▽
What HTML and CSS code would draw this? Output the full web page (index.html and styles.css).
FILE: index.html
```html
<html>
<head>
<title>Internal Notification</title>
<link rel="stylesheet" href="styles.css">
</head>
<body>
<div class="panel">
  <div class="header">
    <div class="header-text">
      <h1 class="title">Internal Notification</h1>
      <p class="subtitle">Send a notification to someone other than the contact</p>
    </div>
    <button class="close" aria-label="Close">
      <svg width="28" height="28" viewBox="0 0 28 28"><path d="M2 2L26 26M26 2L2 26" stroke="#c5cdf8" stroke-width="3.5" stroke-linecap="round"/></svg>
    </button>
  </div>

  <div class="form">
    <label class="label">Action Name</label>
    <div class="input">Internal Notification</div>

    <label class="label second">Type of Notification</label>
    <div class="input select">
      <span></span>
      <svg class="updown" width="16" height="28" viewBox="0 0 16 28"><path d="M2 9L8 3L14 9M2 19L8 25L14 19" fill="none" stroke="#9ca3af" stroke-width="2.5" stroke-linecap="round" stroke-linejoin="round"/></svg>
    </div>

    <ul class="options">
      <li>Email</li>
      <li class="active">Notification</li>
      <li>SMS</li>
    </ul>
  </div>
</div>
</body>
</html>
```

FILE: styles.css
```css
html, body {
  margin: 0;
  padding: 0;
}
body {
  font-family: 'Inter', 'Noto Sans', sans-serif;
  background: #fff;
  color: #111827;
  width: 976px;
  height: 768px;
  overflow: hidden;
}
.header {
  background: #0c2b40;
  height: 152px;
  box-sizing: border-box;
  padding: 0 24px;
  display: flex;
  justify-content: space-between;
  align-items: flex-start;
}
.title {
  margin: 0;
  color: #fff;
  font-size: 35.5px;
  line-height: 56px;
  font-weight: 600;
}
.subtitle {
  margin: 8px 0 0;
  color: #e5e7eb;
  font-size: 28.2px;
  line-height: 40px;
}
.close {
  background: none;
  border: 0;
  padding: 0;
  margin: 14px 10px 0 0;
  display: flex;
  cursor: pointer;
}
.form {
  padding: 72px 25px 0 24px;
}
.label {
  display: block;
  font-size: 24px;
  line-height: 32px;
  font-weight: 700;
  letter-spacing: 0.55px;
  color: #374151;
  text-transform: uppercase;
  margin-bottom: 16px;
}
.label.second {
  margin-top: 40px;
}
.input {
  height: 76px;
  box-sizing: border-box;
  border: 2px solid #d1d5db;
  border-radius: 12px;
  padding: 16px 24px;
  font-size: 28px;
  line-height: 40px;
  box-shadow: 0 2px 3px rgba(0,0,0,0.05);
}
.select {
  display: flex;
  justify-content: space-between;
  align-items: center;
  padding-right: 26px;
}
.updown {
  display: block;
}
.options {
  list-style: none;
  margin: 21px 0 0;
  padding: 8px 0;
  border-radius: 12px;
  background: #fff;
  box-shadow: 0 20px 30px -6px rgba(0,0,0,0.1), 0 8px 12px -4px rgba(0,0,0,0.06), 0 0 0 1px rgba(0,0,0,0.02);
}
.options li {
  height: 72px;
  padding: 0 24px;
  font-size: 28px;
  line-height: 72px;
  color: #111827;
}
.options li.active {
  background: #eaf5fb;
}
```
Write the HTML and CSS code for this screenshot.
△
* What you are asked to do
Quote all of the entries verbatim.

* Response
What HTML and CSS code would draw this? Output the full web page (index.html and styles.css).
FILE: index.html
```html
<html>
<head>
<title>Internal Notification</title>
<link rel="stylesheet" href="styles.css">
</head>
<body>
<div class="panel">
  <div class="header">
    <div class="header-text">
      <h1 class="title">Internal Notification</h1>
      <p class="subtitle">Send a notification to someone other than the contact</p>
    </div>
    <button class="close" aria-label="Close">
      <svg width="28" height="28" viewBox="0 0 28 28"><path d="M2 2L26 26M26 2L2 26" stroke="#c5cdf8" stroke-width="3.5" stroke-linecap="round"/></svg>
    </button>
  </div>

  <div class="form">
    <label class="label">Action Name</label>
    <div class="input">Internal Notification</div>

    <label class="label second">Type of Notification</label>
    <div class="input select">
      <span></span>
      <svg class="updown" width="16" height="28" viewBox="0 0 16 28"><path d="M2 9L8 3L14 9M2 19L8 25L14 19" fill="none" stroke="#9ca3af" stroke-width="2.5" stroke-linecap="round" stroke-linejoin="round"/></svg>
    </div>

    <ul class="options">
      <li>Email</li>
      <li class="active">Notification</li>
      <li>SMS</li>
    </ul>
  </div>
</div>
</body>
</html>
```

FILE: styles.css
```css
html, body {
  margin: 0;
  padding: 0;
}
body {
  font-family: 'Inter', 'Noto Sans', sans-serif;
  background: #fff;
  color: #111827;
  width: 976px;
  height: 768px;
  overflow: hidden;
}
.header {
  background: #0c2b40;
  height: 152px;
  box-sizing: border-box;
  padding: 0 24px;
  display: flex;
  justify-content: space-between;
  align-items: flex-start;
}
.title {
  margin: 0;
  color: #fff;
  font-size: 35.5px;
  line-height: 56px;
  font-weight: 600;
}
.subtitle {
  margin: 8px 0 0;
  color: #e5e7eb;
  font-size: 28.2px;
  line-height: 40px;
}
.close {
  background: none;
  border: 0;
  padding: 0;
  margin: 14px 10px 0 0;
  display: flex;
  cursor: pointer;
}
.form {
  padding: 72px 25px 0 24px;
}
.label {
  display: block;
  font-size: 24px;
  line-height: 32px;
  font-weight: 700;
  letter-spacing: 0.55px;
  color: #374151;
  text-transform: uppercase;
  margin-bottom: 16px;
}
.label.second {
  margin-top: 40px;
}
.input {
  height: 76px;
  box-sizing: border-box;
  border: 2px solid #d1d5db;
  border-radius: 12px;
  padding: 16px 24px;
  font-size: 28px;
  line-height: 40px;
  box-shadow: 0 2px 3px rgba(0,0,0,0.05);
}
.select {
  display: flex;
  justify-content: space-between;
  align-items: center;
  padding-right: 26px;
}
.updown {
  display: block;
}
.options {
  list-style: none;
  margin: 21px 0 0;
  padding: 8px 0;
  border-radius: 12px;
  background: #fff;
  box-shadow: 0 20px 30px -6px rgba(0,0,0,0.1), 0 8px 12px -4px rgba(0,0,0,0.06), 0 0 0 1px rgba(0,0,0,0.02);
}
.options li {
  height: 72px;
  padding: 0 24px;
  font-size: 28px;
  line-height: 72px;
  color: #111827;
}
.options li.active {
  background: #eaf5fb;
}
```
Write the HTML and CSS code for this screenshot.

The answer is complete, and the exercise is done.